To achieve this stunning image, pro fashion and beauty photographer Tina Eisen worked with a makeup artist renowned for her ability to make products drip. Nevertheless, it still took a few shots, with the makeup being cleaned off and reapplied between each, to get it just right. Taken on a Canon EOS 5D Mark IV with a Canon EF 100mm f/2.8 Macro USM lens at 1/125 sec, f/7.1 and ISO160. © Tina Eisen
Macro and beauty photography may be considered separate activities by many, but for London-based beauty and fashion photographer Tina Eisen, the two go hand in hand. For her, macro is an exciting, creative strand of her work, one which she began exploring around four years ago.

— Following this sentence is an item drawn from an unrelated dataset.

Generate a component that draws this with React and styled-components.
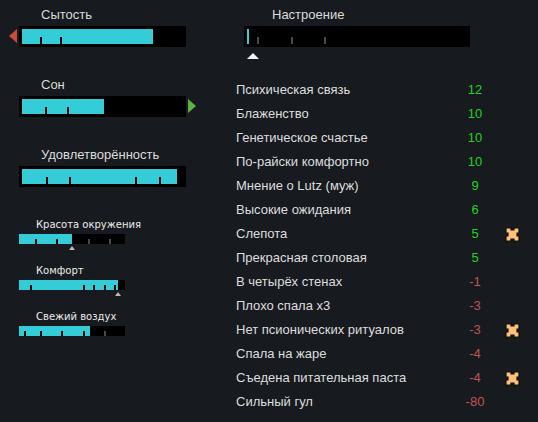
import React from 'react';
import styled, { createGlobalStyle } from 'styled-components';

const GlobalStyle = createGlobalStyle`
  html, body {
    margin: 0;
    background: #171a1e;
  }
  body {
    font-family: "Liberation Sans", Arial, sans-serif;
    color: #dcdcdc;
  }
`;

const CYAN = '#33ccd7';

const Page = styled.div`
  display: flex;
  width: 538px;
  height: 422px;
  overflow: hidden;
`;

const LeftColumn = styled.div`
  width: 220px;
  padding: 7px 0 0 19px;
  box-sizing: border-box;
  display: flex;
  flex-direction: column;
`;

const NeedBlock = styled.div`
  display: flex;
  flex-direction: column;
  gap: 3px;
  margin-bottom: 30px;
`;

const NeedLabel = styled.div`
  font-size: 13px;
  line-height: 16px;
  padding-left: ${({ indent }) => indent || 22}px;
`;

const BigBar = styled.div`
  position: relative;
  width: ${({ width }) => width}px;
  height: 21px;
  padding: 3px;
  box-sizing: border-box;
  background: #000;
`;

const BarInner = styled.div`
  position: relative;
  width: 100%;
  height: 100%;
`;

const Fill = styled.div`
  height: 100%;
  background: ${CYAN};
`;

const Tick = styled.div`
  position: absolute;
  bottom: 0;
  width: 2px;
  height: ${({ h }) => h}px;
  background: ${({ light }) => (light ? '#4a4a4a' : '#000')};
`;

const Arrow = styled.div`
  position: absolute;
  top: 3px;
  width: 0;
  height: 0;
  border-top: 7.5px solid transparent;
  border-bottom: 7.5px solid transparent;
  ${({ dir }) =>
    dir === 'left'
      ? `left: -10px; border-right: 8px solid #c84b3c;`
      : `right: -10px; border-left: 8px solid #5bb443;`}
`;

const SmallSection = styled.div`
  margin-top: 2px;
  display: flex;
  flex-direction: column;
  gap: 15px;
`;

const SmallBlock = styled.div`
  display: flex;
  flex-direction: column;
`;

const SmallLabel = styled.div`
  font-family: "DejaVu Sans", sans-serif;
  font-size: 10px;
  line-height: 12px;
  padding-left: 17px;
  margin-bottom: 3px;
  color: #ececec;
`;

const SmallBar = styled.div`
  position: relative;
  width: 106px;
  height: 10px;
  background: #000;
`;

const MarkerRow = styled.div`
  position: relative;
  height: 6px;
  width: 106px;
`;

const SmallMarker = styled.div`
  position: absolute;
  top: 2px;
  width: 0;
  height: 0;
  border-left: 3px solid transparent;
  border-right: 3px solid transparent;
  border-bottom: 4px solid #b8b8b8;
`;

const RightColumn = styled.div`
  flex: 1;
  padding-top: 7px;
  display: flex;
  flex-direction: column;
`;

const MoodBlock = styled.div`
  display: flex;
  flex-direction: column;
  gap: 3px;
  padding-left: 24px;
`;

const MoodMarker = styled.div`
  margin: 3px 0 0 3px;
  width: 0;
  height: 0;
  border-left: 6px solid transparent;
  border-right: 6px solid transparent;
  border-bottom: 6px solid #f2f2f2;
`;

const ThoughtList = styled.div`
  margin-top: 19px;
  padding-left: 16px;
  display: flex;
  flex-direction: column;
`;

const ThoughtRow = styled.div`
  display: grid;
  grid-template-columns: 220px 38px 27px;
  align-items: center;
  height: 24px;
  font-size: 13px;
  line-height: 24px;
`;

const ThoughtName = styled.span`
  color: #dedede;
  white-space: nowrap;
`;

const ThoughtValue = styled.span`
  text-align: center;
  color: ${({ positive }) => (positive ? '#22d322' : '#c05555')};
`;

const IconSlot = styled.span`
  display: flex;
  align-items: center;
  padding-left: 10px;
  svg {
    flex-shrink: 0;
  }
`;

const needs = [
  { label: 'Сытость', fill: 131, ticks: [18, 38], arrow: 'left' },
  { label: 'Сон', fill: 82, ticks: [23, 45], arrow: 'right' },
  { label: 'Удовлетворённость', fill: 155, ticks: [24, 47, 113, 137] },
];

const smallNeeds = [
  { label: 'Красота окружения', fill: 53, ticks: [16, 37, 69, 90], marker: true },
  { label: 'Комфорт', fill: 99, ticks: [11, 64, 74, 85, 95], marker: true },
  { label: 'Свежий воздух', fill: 71, ticks: [5, 21, 42, 64, 85] },
];

const thoughts = [
  { name: 'Психическая связь', value: '12' },
  { name: 'Блаженство', value: '10' },
  { name: 'Генетическое счастье', value: '10' },
  { name: 'По-райски комфортно', value: '10' },
  { name: 'Мнение о Lutz (муж)', value: '9' },
  { name: 'Высокие ожидания', value: '6' },
  { name: 'Слепота', value: '5', icon: true },
  { name: 'Прекрасная столовая', value: '5' },
  { name: 'В четырёх стенах', value: '-1' },
  { name: 'Плохо спала x3', value: '-3' },
  { name: 'Нет псионических ритуалов', value: '-3', icon: true },
  { name: 'Спала на жаре', value: '-4' },
  { name: 'Съедена питательная паста', value: '-4', icon: true },
  { name: 'Сильный гул', value: '-80' },
];

const IdeoIcon = () => (
  <svg width="17" height="17" viewBox="0 0 17 17">
    <path
      d="M2 2h5v2h3V2h5v5h-2v3h2v5h-5v-2H7v2H2v-5h2V7H2z"
      fill="#ffc27a"
      stroke="#140e06"
      strokeWidth="1.2"
      strokeLinejoin="miter"
    />
  </svg>
);

const App = () => (
  <>
    <GlobalStyle />
    <Page>
      <LeftColumn>
        {needs.map((n) => (
          <NeedBlock key={n.label}>
            <NeedLabel>{n.label}</NeedLabel>
            <BigBar width={167}>
              <BarInner>
                <Fill style={{ width: n.fill }} />
                {n.ticks.map((t) => (
                  <Tick key={t} h={7} style={{ left: t }} light={t > n.fill} />
                ))}
              </BarInner>
              {n.arrow && <Arrow dir={n.arrow} />}
            </BigBar>
          </NeedBlock>
        ))}
        <SmallSection>
          {smallNeeds.map((n) => (
            <SmallBlock key={n.label}>
              <SmallLabel>{n.label}</SmallLabel>
              <SmallBar>
                <Fill style={{ width: n.fill }} />
                {n.ticks.map((t) => (
                  <Tick key={t} h={5} style={{ left: t }} light={t > n.fill} />
                ))}
              </SmallBar>
              <MarkerRow>
                {n.marker && <SmallMarker style={{ left: n.fill - 3 }} />}
              </MarkerRow>
            </SmallBlock>
          ))}
        </SmallSection>
      </LeftColumn>
      <RightColumn>
        <MoodBlock>
          <NeedLabel indent={28}>Настроение</NeedLabel>
          <BigBar width={226}>
            <BarInner>
              <Fill style={{ width: 2 }} />
              {[10, 44, 77].map((t) => (
                <Tick key={t} h={7} style={{ left: t }} light />
              ))}
            </BarInner>
          </BigBar>
          <MoodMarker />
        </MoodBlock>
        <ThoughtList>
          {thoughts.map((t) => (
            <ThoughtRow key={t.name}>
              <ThoughtName>{t.name}</ThoughtName>
              <ThoughtValue positive={!t.value.startsWith('-')}>{t.value}</ThoughtValue>
              <IconSlot>{t.icon && <IdeoIcon />}</IconSlot>
            </ThoughtRow>
          ))}
        </ThoughtList>
      </RightColumn>
    </Page>
  </>
);

export default App;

"I was doing a shoot where I had to put some shiny bugs on the model's eye," Tina explains. "I took the picture and realised everything else on her face – her lips, her nose, her hair – had nothing to do with what I was trying to show. I wanted to reduce the frame to a small area because the rest of her face was distracting from the story. Nothing else needed to be there, I wanted to use only her eye as a canvas. I'm a sucker for detail and as soon as I started shooting macro beauty, I knew it was something I wanted to do more of. I just love macro detail."
At first Tina's models and clients weren't interested in macro beauty photography and she had to squeeze it into other shoots. "Before social media became popular, brands hadn't fully discovered the art of showcasing their products on creative macro images," she explains. "And agencies and models weren't keen on macro work as they're unrecognisable, making such shots useless in a portfolio unless they're a specialist 'parts model' for their lips or eyes. So, it was always a bit of a side project where I'd shoot plenty of full-face images and then quickly slip in a macro shot."